I’ve written here how in Germany, torrents of new renewable energy have outstripped the country’s transmission system, resulting in negative pricing of power in some regions. We’ve seen it , here and there, in some renewable energy early-adopter regions in the US. Now its coming on in a big way, and starting to undermine the assumptions for the “hub and spoke” centralized system of large thermal power plants. Near zero and negative pricing sounds like a good thing for you and me, but its an urgent signal that something fundamental is changing in the way we produce power, ready or not.
It’s an alarm bell for policy makers that the new energy technologies are going to change the energy business similar to the way the internet changed..well, everything.
The rumblings discussed here are a warning. Wind energy prices in my moderate-to-good wind resource region are now about half of what they were just 3 years ago, and still heading south, as technology improves. Wind energy observers tell us that wind-baggers in congress and elsewhere may slow progress down, but can’t stop the rush to wind energy.
Looking to the near future, solar photovoltaics will be the “new wind” of this decade.
We can learn a lot from looking at Germany to see how they reconcile the new logic a distributed energy systems with the legacies of the outmoded old grid. What Germany will have to sell to the rest of us will be the expertise that they are building on now. We can ignore the lessons and stumble on the same rocks, or we can learn, and perhaps leapfrog Germany’s huge lead in these areas.
Yesterday’s headline on Bloomberg news was “Nuclear Industry Withers in US as Wind Pummels Prices”, and raises a complaint about “government subsidized wind power” outcompeting (government subsidized) nuclear power, and even undercutting the much touted shale gas. Italics are mine.
A glut of government-subsidized wind power may help accomplish a goal some environmentalists have sought for decades: kill off U.S. nuclear power plants while reducing reliance on electricity from burning coal.

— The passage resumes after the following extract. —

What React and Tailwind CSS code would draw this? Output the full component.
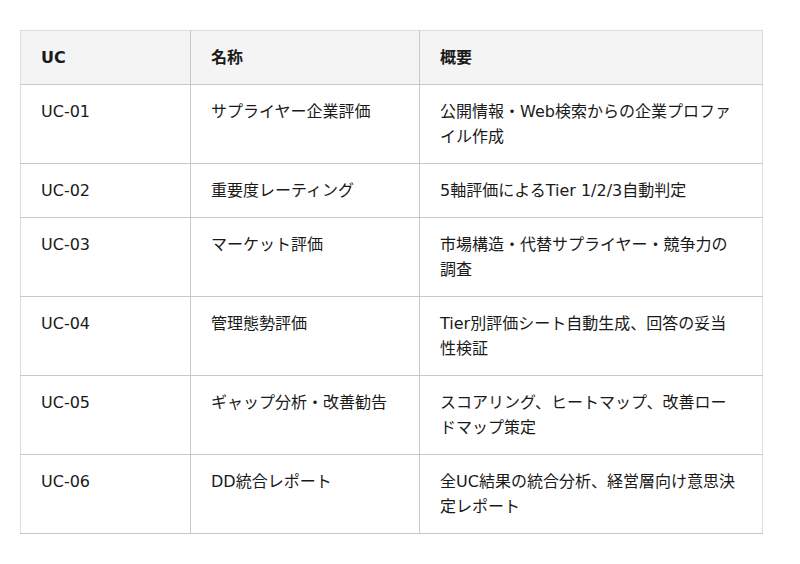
import React from "react";

const rows = [
  ["UC-01", "サプライヤー企業評価", "公開情報・Web検索からの企業プロファイル作成"],
  ["UC-02", "重要度レーティング", "5軸評価によるTier 1/2/3自動判定"],
  ["UC-03", "マーケット評価", "市場構造・代替サプライヤー・競争力の調査"],
  ["UC-04", "管理態勢評価", "Tier別評価シート自動生成、回答の妥当性検証"],
  ["UC-05", "ギャップ分析・改善勧告", "スコアリング、ヒートマップ、改善ロードマップ策定"],
  ["UC-06", "DD統合レポート", "全UC結果の統合分析、経営層向け意思決定レポート"],
];

const font = "font-['DejaVu_Sans','Noto_Sans_CJK_JP',sans-serif]";

export default function App() {
  return (
    <div className={`w-[800px] h-[564px] bg-white pt-[30px] pl-[20px] ${font}`}>
      <table className="w-[742px] border-collapse border border-[#dcdcdc] text-[16px] leading-[25px] text-[#1a1a1a] table-fixed">
        <colgroup>
          <col className="w-[170px]" />
          <col className="w-[229px]" />
          <col className="w-[343px]" />
        </colgroup>
        <thead>
          <tr className="bg-[#f4f4f4]">
            <th className="text-left font-bold px-[20px] py-[14px] border border-[#c8c8c8] border-t-[#dcdcdc] border-l-[#dcdcdc]">UC</th>
            <th className="text-left font-bold px-[20px] py-[14px] border border-[#c8c8c8] border-t-[#dcdcdc]">名称</th>
            <th className="text-left font-bold px-[20px] py-[14px] border border-[#c8c8c8] border-t-[#dcdcdc] border-r-[#dcdcdc]">概要</th>
          </tr>
        </thead>
        <tbody>
          {rows.map((r, i) => (
            <tr key={i}>
              <td className="align-top px-[20px] py-[14px] border border-[#c8c8c8] border-l-[#dcdcdc]">{r[0]}</td>
              <td className="align-top px-[20px] py-[14px] border border-[#c8c8c8]">{r[1]}</td>
              <td className="align-top px-[20px] py-[14px] border border-[#c8c8c8] border-r-[#dcdcdc]">{r[2]}</td>
            </tr>
          ))}
        </tbody>
      </table>
    </div>
  );
}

That’s the assessment of executives and utility experts after the U.S. wind-energy industry went on a $25 billion growth binge in 2012, racing to qualify for a federal tax credit that was set to expire at year’s end.
The surge added a record 13,124 megawatts of wind turbines to the nation’s power grid, up 28 percent from 2011. The new wind farms increased financial pressure on traditional generators such as Dominion Resources (D) Inc. and Exelon Corp. in their operating regions. That’s because wind energy undercut power prices already driven to 10-year-lows by an abundance of natural gas.
The wind power boom has benefited consumers in regions where wind development is fastest, contributing to a 40 percent wholesale power-price plunge since 2008 in the Midwest, for example. Yet the surplus is creating havoc for nuclear power and coal generators that sell their output into short-term markets.
On gusty days in the five states with the most wind power – – Texas, California, Iowa, Illinois and Oregon — this can flood power grids, causing prices to drop below zero during times when demand is light. Wholesale electricity during off-peak hours in Illinois has sold for an average price of $23.39 per megawatt hour since Jan. 1, after hitting a record low of -$41.08 on Oct. 11, the least since the Midwest Independent Transmission System Operator Inc. began sharing real-time pricing in 2005.
Meanwhile, nuclear and coal plants must continue running even as this “negative pricing” dynamic forces them to pay grid operators to take the power they produce.
“It is becoming more pronounced as more wind is coming on,” Christopher Crane, chief executive officer of Chicago- based Exelon Corp. (EXC), said in a phone interview.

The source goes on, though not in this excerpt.